Job: Filter this material down to the lines that hold "React", copying each one.

Begin Data shown

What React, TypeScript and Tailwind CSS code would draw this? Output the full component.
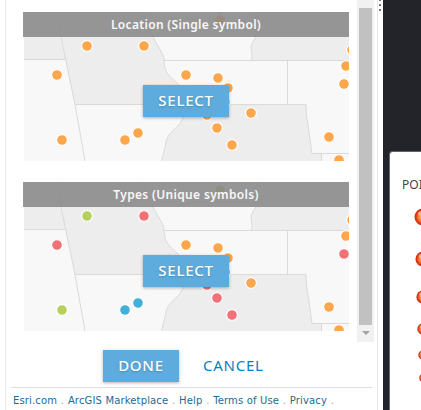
import React from "react";

const ORANGE = "#fda64b";
const RED = "#f07277";
const GREEN = "#b7cf5c";
const BLUE = "#42b0d9";

const points: [number, number, string][] = [
  [220, 20, GREEN],
  [87, 46, GREEN],
  [144, 46, RED],
  [57, 75, RED],
  [186, 75, ORANGE],
  [218, 78, ORANGE],
  [228, 88, ORANGE],
  [225, 102, RED],
  [207, 115, RED],
  [217, 128, RED],
  [232, 145, RED],
  [251, 113, ORANGE],
  [62, 140, GREEN],
  [125, 140, BLUE],
  [138, 133, BLUE],
  [329, 137, ORANGE],
  [339, 160, ORANGE],
  [344, 84, RED],
  [346, 66, ORANGE],
  [352, 50, ORANGE],
];

function MapPicture({ unique }: { unique: boolean }) {
  return (
    <svg viewBox="24 12 325 149" className="ml-px block h-[149px] w-[325px]">
      <rect x="24" y="12" width="325" height="149" fill="#f8f8f8" />
      <g fill="#ededed">
        <path d="M24 12H57L61 37L65.500 59.500H24Z" />
        <path d="M57 12H143L153 37C158 47 163.500 53 164 60C164 72 169 76 178 84L188 104.500H75L61 37Z" />
        <path d="M256 12V37C252 43 250 46 251.500 51Q253 56 251 60.500H349V12Z" />
        <path d="M188 104.500H306Q306 116 308 125L312 153.500H321.500V161H161.500C164 151 165 148 166.500 140C170 130 181 127 183.500 116Z" />
      </g>
      <g fill="none" stroke="#dadada" strokeWidth="1">
        <path d="M57 12L61 37L75 104.500L85 161M24 59.500H65.500M75 104.500H306Q306 116 308 125L312 153.500H349M321.500 153.500V161" />
        <path d="M143 12L153 37C158 47 163.500 53 164 60C164 72 169 76 178 84L188 104.500L183.500 116C181 127 170 130 166.500 140C165 148 164 151 161.500 161" />
        <path d="M164 60.500H349M287.500 60.500V104.500M256 12V37C252 43 250 46 251.500 51Q253 56 251 60.500" />
      </g>
      {points.map(([x, y, color]) => (
        <circle key={`${x}-${y}`} cx={x} cy={y} r="5.400" fill={unique ? color : ORANGE} stroke="#fff" strokeWidth="1.200" />
      ))}
    </svg>
  );
}

function StyleCard({ title, unique = false }: { title: string; unique?: boolean }) {
  return (
    <section className="relative h-[149px] w-[326px] shrink-0 overflow-hidden">
      <MapPicture unique={unique} />
      <h2 className="absolute inset-x-0 top-0 h-[25px] bg-[#888888]/87 text-center font-['Noto_Sans',sans-serif] text-[12px] leading-[25px] font-semibold tracking-[0.330px] whitespace-nowrap text-[#f8f8f8]">
        {title}
      </h2>
      <button className="absolute top-[73px] left-[120px] h-8 w-[86px] bg-[#5dacdd] pb-[2px] text-center font-['Noto_Sans',sans-serif] text-[15px] leading-[30px] font-medium tracking-[0.750px] text-white shadow-[0_1px_3px_rgba(0,0,0,0.300)] [text-shadow:0_1px_2px_rgba(0,0,0,0.200)]">
        SELECT
      </button>
    </section>
  );
}

function Scrollbar() {
  return (
    <div className="flex h-[342px] w-[17px] flex-col items-center bg-[#f1f1f1]">
      <div className="mt-2 h-[317px] w-[13px] bg-[#c1c1c1]" />
      <svg viewBox="0 0 8 4" className="mt-[6px] h-1 w-2">
        <path d="M0 0H8L4 4Z" fill="#a3a3a3" />
      </svg>
    </div>
  );
}

function Footer() {
  return (
    <footer className="ml-[5px] flex h-[23px] w-[361px] gap-[3.700px] border-t border-[#dfdfdf] pt-[6px] pl-[2px] font-['DejaVu_Sans',sans-serif] text-[10px] leading-[14px] tracking-[0.150px] whitespace-nowrap text-[#216b97]">
      <a>Esri.com</a>
      <span className="text-[#aaa]">.</span>
      <a>ArcGIS Marketplace</a>
      <span className="text-[#aaa]">.</span>
      <a>Help</a>
      <span className="text-[#aaa]">.</span>
      <a>Terms of Use</a>
      <span className="text-[#aaa]">.</span>
      <a>Privacy</a>
      <span className="text-[#aaa]">.</span>
    </footer>
  );
}

function LegendBall({ id, className }: { id: string; className: string }) {
  return (
    <svg viewBox="0 0 18 18" className={`block shrink-0 ${className}`}>
      <defs>
        <radialGradient id={id} cx="50%" cy="50%" r="50%">
          <stop offset="0" stopColor="#fff0a0" />
          <stop offset=".3" stopColor="#ffb45b" />
          <stop offset=".65" stopColor="#f06020" />
          <stop offset=".87" stopColor="#d83010" />
          <stop offset="1" stopColor="#c03018" />
        </radialGradient>
      </defs>
      <circle cx="9" cy="9" r="8.500" fill={`url(#${id})`} />
      <ellipse cx="8" cy="5.500" rx="4" ry="2.300" fill="#ffe6c4" opacity=".55" />
    </svg>
  );
}

export default function App() {
  return (
    <div className="flex h-[410px] w-[421px] overflow-hidden bg-white">
      <div className="w-[5px] shrink-0" />
      <aside className="flex w-[373px] shrink-0 flex-col border-x border-[#eaeaea]">
        <div className="flex h-[342px]">
          <div className="ml-[17px] flex w-[334px] flex-col gap-[21px] pt-3">
            <StyleCard title="Location (Single symbol)" />
            <StyleCard title="Types (Unique symbols)" unique />
          </div>
          <Scrollbar />
        </div>
        <div className="flex h-[45px] items-start pt-2 pl-[97px] font-['Noto_Sans',sans-serif] text-[15px] leading-[30px] font-medium tracking-[0.750px]">
          <button className="h-8 w-[76px] bg-[#5dacdd] pb-[2px] text-white shadow-[0_1px_3px_rgba(0,0,0,0.300)] [text-shadow:0_1px_2px_rgba(0,0,0,0.200)]">
            DONE
          </button>
          <button className="ml-6 h-8 pb-[2px] font-normal text-[#087fc3]">CANCEL</button>
        </div>
        <Footer />
      </aside>
      <div className="flex w-[5px] shrink-0 flex-col items-start gap-[3px]">
        <i className="ml-px h-px w-0.5 bg-[#777]" />
        <i className="ml-px h-0.5 w-0.5 bg-[#777]" />
        <i className="ml-px h-0.5 w-0.5 bg-[#777]" />
      </div>
      <main className="flex w-[38px] shrink-0 flex-col bg-[#222429] pt-[151px] pl-[6px]">
        <div className="h-[259px] w-[60px] rounded-tl-[4px] border-t border-l border-[#65666a] bg-white pt-[25px] pl-[12px]">
          <div className="font-['Noto_Sans',sans-serif] text-[12px] leading-4 text-[#444]">POI</div>
          <div className="flex w-[42px] flex-col items-center">
            <LegendBall id="ball-a" className="mt-[15px] size-[18px]" />
            <LegendBall id="ball-b" className="mt-[25px] size-4" />
            <LegendBall id="ball-c" className="mt-[23px] size-[14px]" />
            <LegendBall id="ball-d" className="mt-[19px] size-3" />
            <LegendBall id="ball-e" className="mt-[15px] size-[10px]" />
            <LegendBall id="ball-f" className="mt-[14px] size-2" />
          </div>
        </div>
      </main>
    </div>
  );
}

End Data shown

Completed exercise:
What React, TypeScript and Tailwind CSS code would draw this? Output the full component.
import React from "react";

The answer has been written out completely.